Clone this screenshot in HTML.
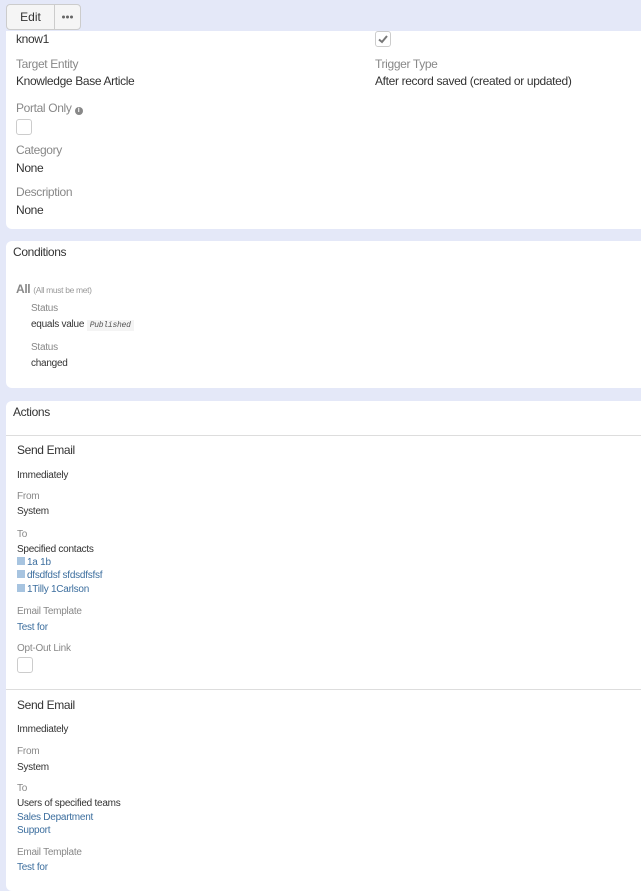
<!DOCTYPE html>
<html><head><meta charset="utf-8"><style>
body{margin:0;width:641px;height:876px;overflow:hidden;background:#e4e8f8;font-family:"Liberation Sans",sans-serif;position:relative}
.p{position:absolute;left:6px;right:-10px;background:#fff;border-radius:6px}
.t{position:absolute;white-space:nowrap;font-size:12px;color:#333;line-height:14px;letter-spacing:-0.35px}
.l{color:#888}
.s{font-size:10px;line-height:12px;letter-spacing:-0.25px;margin-top:1px}
.a{color:#3c6e9e}
.cb{position:absolute;width:14px;height:14px;border:1px solid #ccc;border-radius:3px;background:#fff}
.hr{position:absolute;left:6px;right:0;height:1px;background:#ddd}
.sq{display:inline-block;width:8px;height:8px;background:#a7c4e0;margin-right:2px}
</style></head><body>
<div style="position:absolute;left:6px;top:4px;width:47px;height:24px;border:1px solid #ccc;border-radius:4px 0 0 4px;background:#f5f5f5;font-size:12px;line-height:24px;text-align:center;color:#333">Edit</div>
<div style="position:absolute;left:54px;top:4px;width:25px;height:24px;border:1px solid #ccc;border-radius:0 4px 4px 0;background:#f5f5f5">
<svg width="25" height="24" style="position:absolute;left:0;top:0"><circle cx="8.5" cy="12" r="1.5" fill="#666"/><circle cx="12.5" cy="12" r="1.5" fill="#666"/><circle cx="16.5" cy="12" r="1.5" fill="#666"/></svg></div>
<div class="p" style="top:31px;height:198px;border-radius:0 0 6px 6px"></div>
<div class="p" style="top:241px;height:147px"></div>
<div class="p" style="top:401px;height:490px"></div>

<div class="t" style="left:16px;top:32px">know1</div>
<div class="cb" style="left:375px;top:31px"><svg width="14" height="14" style="position:absolute;left:0;top:0"><path d="M3 7.5 L6 10 L11 4" stroke="#777" stroke-width="2" fill="none"/></svg></div>
<div class="t l" style="left:16px;top:57px">Target Entity</div>
<div class="t" style="left:16px;top:74px">Knowledge Base Article</div>
<div class="t l" style="left:375px;top:57px">Trigger Type</div>
<div class="t" style="left:375px;top:74px">After record saved (created or updated)</div>
<div class="t l" style="left:16px;top:101px">Portal Only <span style="display:inline-block;width:8px;height:8px;border-radius:50%;background:#888;color:#fff;font-size:7px;line-height:8px;text-align:center;font-weight:bold">i</span></div>
<div class="cb" style="left:16px;top:119px"></div>
<div class="t l" style="left:16px;top:143px">Category</div>
<div class="t" style="left:16px;top:161px">None</div>
<div class="t l" style="left:16px;top:185px">Description</div>
<div class="t" style="left:16px;top:203px">None</div>

<div class="t" style="left:13px;top:245px">Conditions</div>
<div class="t l" style="left:16px;top:282px;font-weight:bold;font-size:12px">All <span style="font-weight:normal;font-size:8.5px;color:#999">(All must be met)</span></div>
<div class="t l s" style="left:31px;top:302px">Status</div>
<div class="t s" style="left:31px;top:318px">equals value <span style="background:#f4f4f4;font-family:'Liberation Mono',monospace;font-style:italic;font-size:8px;color:#555;padding:1px 3px">Published</span></div>
<div class="t l s" style="left:31px;top:341px">Status</div>
<div class="t s" style="left:31px;top:357px">changed</div>

<div class="t" style="left:13px;top:405px">Actions</div>
<div class="hr" style="top:435px"></div>
<div class="t" style="left:17px;top:443px">Send Email</div>
<div class="t s" style="left:17px;top:469px">Immediately</div>
<div class="t l s" style="left:17px;top:490px">From</div>
<div class="t s" style="left:17px;top:505px">System</div>
<div class="t l s" style="left:17px;top:528px">To</div>
<div class="t s" style="left:17px;top:543px">Specified contacts</div>
<div class="t s a" style="left:17px;top:556px"><span class="sq"></span>1a 1b</div>
<div class="t s a" style="left:17px;top:569px"><span class="sq"></span>dfsdfdsf sfdsdfsfsf</div>
<div class="t s a" style="left:17px;top:583px"><span class="sq"></span>1Tilly 1Carlson</div>
<div class="t l s" style="left:17px;top:605px">Email Template</div>
<div class="t s a" style="left:17px;top:621px">Test for</div>
<div class="t l s" style="left:17px;top:642px">Opt-Out Link</div>
<div class="cb" style="left:17px;top:657px"></div>
<div class="hr" style="top:689px"></div>
<div class="t" style="left:17px;top:698px">Send Email</div>
<div class="t s" style="left:17px;top:723px">Immediately</div>
<div class="t l s" style="left:17px;top:745px">From</div>
<div class="t s" style="left:17px;top:761px">System</div>
<div class="t l s" style="left:17px;top:782px">To</div>
<div class="t s" style="left:17px;top:797px">Users of specified teams</div>
<div class="t s a" style="left:17px;top:811px">Sales Department</div>
<div class="t s a" style="left:17px;top:824px">Support</div>
<div class="t l s" style="left:17px;top:846px">Email Template</div>
<div class="t s a" style="left:17px;top:861px">Test for</div>
</body></html>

*GIVEN PROBLEM:*
Give the material again exactly as it is, but keep the pictures out.

*RESPONSE TO THIS EXERCISE:*
Clone this screenshot in HTML.
<!DOCTYPE html>
<html><head><meta charset="utf-8"><style>
body{margin:0;width:641px;height:876px;overflow:hidden;background:#e4e8f8;font-family:"Liberation Sans",sans-serif;position:relative}
.p{position:absolute;left:6px;right:-10px;background:#fff;border-radius:6px}
.t{position:absolute;white-space:nowrap;font-size:12px;color:#333;line-height:14px;letter-spacing:-0.35px}
.l{color:#888}
.s{font-size:10px;line-height:12px;letter-spacing:-0.25px;margin-top:1px}
.a{color:#3c6e9e}
.cb{position:absolute;width:14px;height:14px;border:1px solid #ccc;border-radius:3px;background:#fff}
.hr{position:absolute;left:6px;right:0;height:1px;background:#ddd}
.sq{display:inline-block;width:8px;height:8px;background:#a7c4e0;margin-right:2px}
</style></head><body>
<div style="position:absolute;left:6px;top:4px;width:47px;height:24px;border:1px solid #ccc;border-radius:4px 0 0 4px;background:#f5f5f5;font-size:12px;line-height:24px;text-align:center;color:#333">Edit</div>
<div style="position:absolute;left:54px;top:4px;width:25px;height:24px;border:1px solid #ccc;border-radius:0 4px 4px 0;background:#f5f5f5">
<svg width="25" height="24" style="position:absolute;left:0;top:0"><circle cx="8.5" cy="12" r="1.5" fill="#666"/><circle cx="12.5" cy="12" r="1.5" fill="#666"/><circle cx="16.5" cy="12" r="1.5" fill="#666"/></svg></div>
<div class="p" style="top:31px;height:198px;border-radius:0 0 6px 6px"></div>
<div class="p" style="top:241px;height:147px"></div>
<div class="p" style="top:401px;height:490px"></div>

<div class="t" style="left:16px;top:32px">know1</div>
<div class="cb" style="left:375px;top:31px"><svg width="14" height="14" style="position:absolute;left:0;top:0"><path d="M3 7.5 L6 10 L11 4" stroke="#777" stroke-width="2" fill="none"/></svg></div>
<div class="t l" style="left:16px;top:57px">Target Entity</div>
<div class="t" style="left:16px;top:74px">Knowledge Base Article</div>
<div class="t l" style="left:375px;top:57px">Trigger Type</div>
<div class="t" style="left:375px;top:74px">After record saved (created or updated)</div>
<div class="t l" style="left:16px;top:101px">Portal Only <span style="display:inline-block;width:8px;height:8px;border-radius:50%;background:#888;color:#fff;font-size:7px;line-height:8px;text-align:center;font-weight:bold">i</span></div>
<div class="cb" style="left:16px;top:119px"></div>
<div class="t l" style="left:16px;top:143px">Category</div>
<div class="t" style="left:16px;top:161px">None</div>
<div class="t l" style="left:16px;top:185px">Description</div>
<div class="t" style="left:16px;top:203px">None</div>

<div class="t" style="left:13px;top:245px">Conditions</div>
<div class="t l" style="left:16px;top:282px;font-weight:bold;font-size:12px">All <span style="font-weight:normal;font-size:8.5px;color:#999">(All must be met)</span></div>
<div class="t l s" style="left:31px;top:302px">Status</div>
<div class="t s" style="left:31px;top:318px">equals value <span style="background:#f4f4f4;font-family:'Liberation Mono',monospace;font-style:italic;font-size:8px;color:#555;padding:1px 3px">Published</span></div>
<div class="t l s" style="left:31px;top:341px">Status</div>
<div class="t s" style="left:31px;top:357px">changed</div>

<div class="t" style="left:13px;top:405px">Actions</div>
<div class="hr" style="top:435px"></div>
<div class="t" style="left:17px;top:443px">Send Email</div>
<div class="t s" style="left:17px;top:469px">Immediately</div>
<div class="t l s" style="left:17px;top:490px">From</div>
<div class="t s" style="left:17px;top:505px">System</div>
<div class="t l s" style="left:17px;top:528px">To</div>
<div class="t s" style="left:17px;top:543px">Specified contacts</div>
<div class="t s a" style="left:17px;top:556px"><span class="sq"></span>1a 1b</div>
<div class="t s a" style="left:17px;top:569px"><span class="sq"></span>dfsdfdsf sfdsdfsfsf</div>
<div class="t s a" style="left:17px;top:583px"><span class="sq"></span>1Tilly 1Carlson</div>
<div class="t l s" style="left:17px;top:605px">Email Template</div>
<div class="t s a" style="left:17px;top:621px">Test for</div>
<div class="t l s" style="left:17px;top:642px">Opt-Out Link</div>
<div class="cb" style="left:17px;top:657px"></div>
<div class="hr" style="top:689px"></div>
<div class="t" style="left:17px;top:698px">Send Email</div>
<div class="t s" style="left:17px;top:723px">Immediately</div>
<div class="t l s" style="left:17px;top:745px">From</div>
<div class="t s" style="left:17px;top:761px">System</div>
<div class="t l s" style="left:17px;top:782px">To</div>
<div class="t s" style="left:17px;top:797px">Users of specified teams</div>
<div class="t s a" style="left:17px;top:811px">Sales Department</div>
<div class="t s a" style="left:17px;top:824px">Support</div>
<div class="t l s" style="left:17px;top:846px">Email Template</div>
<div class="t s a" style="left:17px;top:861px">Test for</div>
</body></html>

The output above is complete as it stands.